In recent years, the commercial titles of the Civil Code have been aligned more closely with international commercial practices and the Russian courts have been enforcing these new standards. These improvements are noticeable in the area of franchise law.
Previously, franchise agreements took effect only once they had been successfully registered with the Federal Service for Intellectual Property (Rospatent). The registration process required that the prospective franchise agreement be submitted to Rospatent for substantive review and approval, which generally took months. The slightest substantive deficiency could result in rejection. All amendments to franchise agreements had to follow a similar registration process. Further, since franchise agreements often contain commercially sensitive information, it was common practice to prepare an abridged version of the agreement for filing.

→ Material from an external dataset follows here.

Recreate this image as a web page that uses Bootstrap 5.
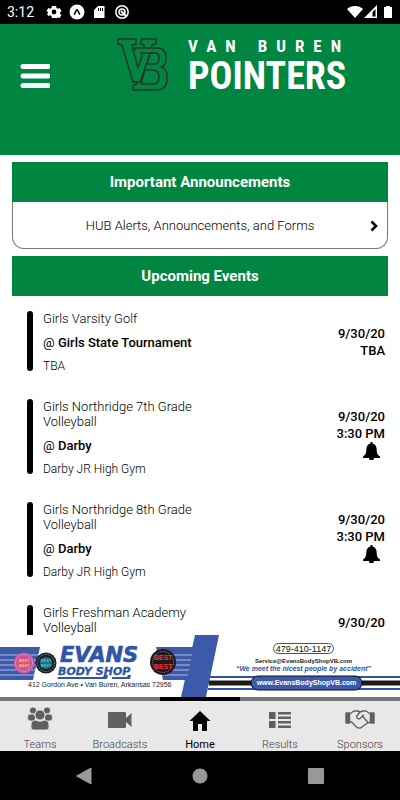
<!DOCTYPE html>
<html lang="en">
<head>
<meta charset="utf-8">
<meta name="viewport" content="width=device-width, initial-scale=1">
<title>Van Buren Pointers</title>
<link href="https://cdn.jsdelivr.net/npm/bootstrap@5.3.0/dist/css/bootstrap.min.css" rel="stylesheet">
<style>
  :root { --team-green: #008641; }
  body { font-family: Roboto, "Liberation Sans", sans-serif; font-size: 13px; font-weight: 300; line-height: 15px; color: #000; background: #fff; }
  svg { display: block; }
  .status-bar { background: #000; color: #fff; height: 24px; font-size: 14px; font-weight: 400; padding: 0 7px; }
  .team-header { background: var(--team-green); padding: 12px 20px 57px; }
  .menu-btn { margin-top: 14px; }
  .team-brand { gap: 20px; margin: 2px 0 0 67px; color: #fff; font-family: "Roboto Condensed", "Liberation Sans Narrow", "DejaVu Sans Condensed", sans-serif; font-weight: 700; }
  .brand-city { font-size: 17px; line-height: 16px; letter-spacing: 9px; white-space: nowrap; }
  .brand-name { font-size: 38px; line-height: 44px; }
  .section-title { background: var(--team-green); color: #fff; font-size: 15px; font-weight: 700; line-height: 20px; padding: 10px; margin: 0; }
  .announcements { margin: 7px 0; }
  .announce-link { font-size: 13px; color: #000; border: 1px solid #777; border-top: 0; border-radius: 0 0 12px 12px; padding: 16px 9px 15px; }
  .event-list { margin-top: 15px; padding: 0 3px 0 15px; gap: 26px; }
  .event-bar { width: 6px; border-radius: 3px; background: #000; margin: 0 10px 2px 0; }
  .event-text { width: 160px; }
  .event-place { margin: 9px 0; font-weight: 400; }
  .event-place b { font-weight: 500; }
  .event-venue { font-size: 12px; line-height: 14px; }
  .event-when { line-height: 17px; font-weight: 500; font-size: 13px; }
  .bell-btn { margin: 0 5px 8px 0; }
  .tab-bar { background: #e8e8e8; border-top: 4px solid #777; }
  .tab-link { color: #404040; font-size: 11px; line-height: 12px; padding: 6px 0 0; height: 50px; }
  .tab-link.active { color: #000; margin-top: -4px; border-top: 4px solid #000; height: 54px; font-weight: 400; }
  .system-bar { background: #000; height: 49px; padding: 0 26px; }
</style>
<script src="https://cdn.jsdelivr.net/npm/bootstrap@5.3.0/dist/js/bootstrap.bundle.min.js"></script>
</head>
<body class="d-flex flex-column vh-100 overflow-hidden">

<div class="status-bar d-flex align-items-center justify-content-between flex-shrink-0">
  <div class="d-flex align-items-center">
    <span class="me-2 pe-1">3:12</span>
    <svg width="84" height="16" viewBox="0 0 84 16" fill="#fff">
      <path fill-rule="evenodd" d="M6 2h4l.5 2 1.300.8 1.900-.7 1.800 3-1.500 1.300v1.400l1.500 1.300-1.800 3-1.900-.7-1.300.8L10 14H6l-.5-1.900-1.300-.8-1.900.7-1.800-3L2 9.700V8.300L.5 7l1.800-3 1.900.7L5.500 4ZM8 5.600a2.400 2.400 0 1 0 0 4.800 2.400 2.400 0 0 0 0-4.800Z"/>
      <circle cx="31" cy="8" r="7.500"/><path d="M28 10.500c1.500-1 2-5 3-5s1.500 4 3 5" fill="none" stroke="#000" stroke-width="1.600"/>
      <path fill-rule="evenodd" d="M52 2h6.500v12H48V6Zm0 2v3h1V4Zm2 0v3h1V4Zm2 0v3h1V4Z"/>
      <g fill="none" stroke="#fff" stroke-width="1.500"><circle cx="76" cy="8" r="6.200"/><circle cx="76" cy="8" r="3"/><path d="m75 7 5 5" stroke-width="2"/></g>
    </svg>
  </div>
  <svg width="46" height="14" viewBox="0 0 46 14" fill="#fff">
    <path d="M0 4C4 0 12 0 16 4L8 13Z"/>
    <path d="M30 0v13H17Z"/><path d="M28.500 4v7.500h-3V7Z" fill="#000"/>
    <path d="M37 2h2V1h4v1h2v11h-8Z"/>
  </svg>
</div>

<header class="team-header d-flex align-items-start flex-shrink-0">
  <button type="button" class="menu-btn btn p-0 border-0" aria-label="Menu" data-bs-toggle="button">
    <svg width="30" height="48" viewBox="0 0 30 48"><path d="M3 16.500h25M3 26h25M3 35.500h25" stroke="#fff" stroke-width="5" stroke-linecap="round"/></svg>
  </button>
  <div class="team-brand d-flex">
    <svg width="51" height="54" viewBox="0 0 51 54" fill="none" stroke="#27332b" stroke-width="1.400" stroke-linejoin="round" aria-hidden="true">
      <path d="M1 1h18v5l-4 1 2 8 4 15 4-12-1-3h12"/>
      <path d="M19 12 17 10M24 1h15v5l-4 1-1 3M24 1v5l3 1v3"/>
      <path d="M1 1v5l4 1 11 37h7l10-28"/>
      <path d="M17 10h23c7 0 9 4 9 9v3c0 4-2 6-5 7 4 1 6 4 6 9v3c0 7-4 11-11 11H16v-5l4-1v-3"/>
      <path d="M33 15h5c3 0 4 2 4 5s-1 6-4 6h-8ZM28 32h8c4 0 6 3 6 7s-2 7-6 7H24Z"/>
    </svg>
    <div>
      <div class="brand-city">VAN BUREN</div>
      <div class="brand-name">POINTERS</div>
    </div>
  </div>
</header>

<main class="flex-grow-1 overflow-hidden px-2" style="min-height:0">
  <div class="px-1">
    <section class="announcements text-center">
      <h2 class="section-title">Important Announcements</h2>
      <a href="#announcements" class="announce-link d-flex align-items-center text-decoration-none">
        <span class="flex-grow-1 ps-2">HUB Alerts, Announcements, and Forms</span>
        <svg width="8" height="12" viewBox="0 0 8 12" fill="none" stroke="#000" stroke-width="2.600"><path d="m1.500 1.500 4.500 4.500-4.500 4.500"/></svg>
      </a>
    </section>
    <section>
      <h2 class="section-title text-center">Upcoming Events</h2>
      <div class="event-list d-flex flex-column">
        <article class="d-flex">
          <div class="event-bar"></div>
          <div class="event-text">
            <div>Girls Varsity Golf</div>
            <div class="event-place">@ <b>Girls State Tournament</b></div>
            <div class="event-venue">TBA</div>
          </div>
          <div class="event-when ms-auto text-end align-self-center">9/30/20<br>TBA</div>
        </article>
        <article class="d-flex">
          <div class="event-bar"></div>
          <div class="event-text">
            <div>Girls Northridge 7th Grade Volleyball</div>
            <div class="event-place">@ <b>Darby</b></div>
            <div class="event-venue">Darby JR High Gym</div>
          </div>
          <div class="event-when ms-auto align-self-center d-flex flex-column align-items-end">
            <span>9/30/20</span><span>3:30 PM</span>
            <button type="button" class="bell-btn btn p-0 border-0" aria-label="Set reminder">
              <svg width="17" height="18" viewBox="0 0 17 18"><path d="M7.500 0h2v1.500c3 .7 4.200 3 4.200 6 0 4 1 5.500 3.300 7V16h-6a2.500 2.500 0 0 1-5 0H0v-1.500c2.300-1.500 3.300-3 3.300-7 0-3 1.200-5.300 4.200-6Z"/></svg>
            </button>
          </div>
        </article>
        <article class="d-flex">
          <div class="event-bar"></div>
          <div class="event-text">
            <div>Girls Northridge 8th Grade Volleyball</div>
            <div class="event-place">@ <b>Darby</b></div>
            <div class="event-venue">Darby JR High Gym</div>
          </div>
          <div class="event-when ms-auto align-self-center d-flex flex-column align-items-end">
            <span>9/30/20</span><span>3:30 PM</span>
            <button type="button" class="bell-btn btn p-0 border-0" aria-label="Set reminder">
              <svg width="17" height="18" viewBox="0 0 17 18"><path d="M7.500 0h2v1.500c3 .7 4.200 3 4.200 6 0 4 1 5.500 3.300 7V16h-6a2.500 2.500 0 0 1-5 0H0v-1.500c2.300-1.500 3.300-3 3.300-7 0-3 1.200-5.300 4.200-6Z"/></svg>
            </button>
          </div>
        </article>
        <article class="d-flex">
          <div class="event-bar"></div>
          <div class="event-text">
            <div>Girls Freshman Academy Volleyball</div>
            <div class="event-place">@ <b>Darby</b></div>
            <div class="event-venue">Darby JR High Gym</div>
          </div>
          <div class="event-when ms-auto align-self-center d-flex flex-column align-items-end">
            <span>9/30/20</span><span>3:30 PM</span>
            <button type="button" class="bell-btn btn p-0 border-0" aria-label="Set reminder">
              <svg width="17" height="18" viewBox="0 0 17 18"><path d="M7.500 0h2v1.500c3 .7 4.200 3 4.200 6 0 4 1 5.500 3.300 7V16h-6a2.500 2.500 0 0 1-5 0H0v-1.500c2.300-1.500 3.300-3 3.300-7 0-3 1.200-5.300 4.200-6Z"/></svg>
            </button>
          </div>
        </article>
      </div>
    </section>
  </div>
</main>

<a href="#sponsor" class="d-block flex-shrink-0 bg-white" aria-label="Evans Body Shop">
  <svg class="w-100 h-auto" viewBox="0 0 400 62" font-family="Liberation Sans, sans-serif" font-weight="400">
    <g fill="#3c5aa9">
      <path d="M0 12h40l-7 33H0ZM156 12h38l-5 33h-26Z"/>
      <path d="M195 0h24l-13 62h-25Z"/>
    </g>
    <path d="M0 20h40M0 25h40M0 30h40M0 35h40M0 40h40M156 20h36M156 25h35M156 30h34M156 35h33M156 40h32" stroke="#fff" stroke-opacity=".6"/>
    <g><circle cx="24" cy="28" r="10.500" fill="#c9569f"/><circle cx="24" cy="28" r="8.500" fill="none" stroke="#f0b9dc" stroke-dasharray="1 1"/><circle cx="24" cy="28" r="6" fill="#d9519a"/></g>
    <g><circle cx="46" cy="28" r="10.500" fill="#1b2226"/><circle cx="46" cy="28" r="8.500" fill="none" stroke="#7f9ba5" stroke-dasharray="1 1"/><circle cx="46" cy="28" r="6" fill="#256d7d"/></g>
    <g><circle cx="163" cy="27" r="13" fill="#1d1a1b"/><circle cx="163" cy="27" r="10.500" fill="none" stroke="#8c8586" stroke-dasharray="1 1"/></g>
    <g font-weight="700" text-anchor="middle">
      <g font-size="4" fill="#ffc23d"><text x="24" y="27">BEST</text><text x="24" y="32">BEST</text></g>
      <g font-size="4" fill="#42c3d8"><text x="46" y="27">BEST</text><text x="46" y="32">BEST</text></g>
      <g font-size="7" fill="#f0303f"><text x="163" y="25">BEST</text><text x="163" y="34">BEST</text></g>
    </g>
    <g fill="#2f55a8" font-family="DejaVu Sans, sans-serif" font-weight="700" font-style="italic">
      <text x="60" y="27" font-size="21" stroke="#2f55a8" stroke-width=".6">EVANS</text>
      <text x="58" y="40" font-size="11" stroke="#2f55a8" stroke-width=".3">BODY SHOP</text>
      <path d="M58 42h45l1-2h4l-1 4H57.500ZM112 42h15l1-2h3l-1 4h-18Z"/>
    </g>
    <text x="28" y="52" font-size="7" fill="#222">412 Gordon Ave • Van Buren, Arkansas 72956</text>
    <rect x="273.500" y="8.500" width="60" height="10" rx="5" fill="#fff" stroke="#2f55a8"/>
    <g text-anchor="middle">
      <text x="303.500" y="17" font-size="9" fill="#111">479-410-1147</text>
      <text x="303.500" y="28" font-size="6" font-weight="700" fill="#222">Service@EvansBodyShopVB.com</text>
      <text x="303.500" y="36" font-size="7" font-weight="700" font-style="italic" fill="#2f55a8">“We meet the nicest people by accident”</text>
    </g>
    <path d="M210 42h190M208 54h192" stroke="#2f55a8" stroke-width="2"/>
    <path d="M209 48h191" stroke="#1b1b1b" stroke-width="5"/>
    <rect x="251" y="41" width="111" height="14" rx="7" fill="#3c5aa9" stroke="#111"/>
    <text x="306.500" y="50" font-size="7" font-weight="700" fill="#fff" text-anchor="middle">www.EvansBodyShopVB.com</text>
  </svg>
</a>

<nav class="tab-bar nav nav-fill flex-nowrap flex-shrink-0" aria-label="Main">
  <a href="#teams" class="tab-link col d-flex flex-column align-items-center justify-content-between text-decoration-none">
    <svg width="26" height="24" viewBox="0 0 26 24" fill="#606060" stroke="#e8e8e8" stroke-width=".8">
      <circle cx="6" cy="3.500" r="3.500"/><circle cx="20" cy="3.500" r="3.500"/><rect x=".5" y="7" width="8" height="7" rx="3"/><rect x="17.500" y="7" width="8" height="7" rx="3"/><circle cx="13" cy="8" r="5"/><path d="M8 13q5 2.500 10 0c4 1 4 4 4 7 0 2-1 3-3 3H7c-2 0-3-1-3-3 0-3 0-6 4-7Z"/>
    </svg>Teams
  </a>
  <a href="#broadcasts" class="tab-link col d-flex flex-column align-items-center justify-content-between text-decoration-none">
    <svg width="24" height="24" viewBox="0 0 24 24" fill="#606060"><path d="M1 5h16q1 0 1 1v5l5.500-5v14L18 15v5q0 1-1 1H1q-1 0-1-1V6q0-1 1-1Z"/></svg>Broadcasts
  </a>
  <a href="#home" aria-current="page" class="tab-link active col d-flex flex-column align-items-center justify-content-between text-decoration-none">
    <svg width="22" height="24" viewBox="0 0 22 24"><path d="M11 4 21.500 14H18v10h-5v-7H9v7H4V14H.5Z"/></svg>Home
  </a>
  <a href="#results" class="tab-link col d-flex flex-column align-items-center justify-content-between text-decoration-none">
    <svg width="24" height="24" viewBox="0 0 24 24" fill="#606060"><path d="M1 5h6.500v7H1ZM1 14h6.500v7H1ZM10 5h13v2.500H10ZM10 9.500h13V12H10ZM10 14h13v2.500H10ZM10 18.500h13V21H10Z"/></svg>Results
  </a>
  <a href="#sponsors" class="tab-link col d-flex flex-column align-items-center justify-content-between text-decoration-none">
    <svg width="30" height="24" viewBox="0 0 30 24" fill="none" stroke="#606060" stroke-width="1.400" stroke-linejoin="round" stroke-linecap="round">
      <path d="M1 6h3.500v10H1ZM25.500 6H29v10h-3.500Z" fill="#606060"/>
      <path d="M4.500 7 9 4h4l2 1 3-1h3l4.500 3M4.500 15h2l5 5q2 1.500 4 1l7-5 3-1M15 5l-3.500 4.500q.5 3 3.500 2l2.500-2.500 5 6M17.500 9l1-1"/>
    </svg>Sponsors
  </a>
</nav>

<div class="system-bar d-flex align-items-center flex-shrink-0">
  <button type="button" class="btn p-0 border-0 col d-flex justify-content-center" aria-label="Back"><svg width="16" height="18" viewBox="0 0 16 18" fill="#999"><path d="M15 1v16L.5 9Z" stroke="#999" stroke-linejoin="round"/></svg></button>
  <button type="button" class="btn p-0 border-0 col d-flex justify-content-center" aria-label="Home screen"><svg width="16" height="16" viewBox="0 0 16 16" fill="#999"><circle cx="8" cy="8" r="7.500"/></svg></button>
  <button type="button" class="btn p-0 border-0 col d-flex justify-content-center" aria-label="Recent apps"><svg width="16" height="16" viewBox="0 0 16 16" fill="#999"><rect width="16" height="16" rx="1"/></svg></button>
</div>
</body>
</html>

Fortunately, franchise agreements no longer need to be registered. Only the grant of IP rights to the franchisee needs to be registered, which no longer involves a months-long substantive review. Instead, the process takes about 45 working days and only a notification about the granted IP rights, and not the franchise agreement, must be submitted.
While unregistered agreements were previously void, the courts now consider an unregistered franchise agreement to be valid if the parties have relied on it and started to fulfil their obligations under it. In such a situation, either party may enforce the underlying agreement. The franchisor must register the grant of rights – an obligation that the franchisee may enforce through specific performance.
Existing Russian law does not require that specific types of information be disclosed to prospective franchisees (unlike, for example, the US franchise disclosure document). However, a good-faith requirement exists and failure to act in good faith can result in liability for any consequential damages. A party lacks good faith if it provides insufficient or untrue information or fails to disclose material facts. As a practical matter, this means that franchisors are well advised to provide more detailed business information to future franchisees than under previous laws.
It is good practice to enter into a so-called 'agreement regarding discussions' with each potential franchisee, which:
- limits the franchisor's disclosure obligations,
- imposes non-disclosure obligations on both parties; and
- limits the franchisor's liability for damages to the extent legally permissible.
Damages for breaching such an agreement may be limited, other than damages for actions or omissions made in bad faith.
A lack of good faith also occurs if a party:
- discloses or inappropriately uses for its own purposes confidential information received in the course of negotiations; or
- unjustifiably terminates negotiations or provides incomplete or untrue information that, when discovered, leads to a justifiable termination of negotiations.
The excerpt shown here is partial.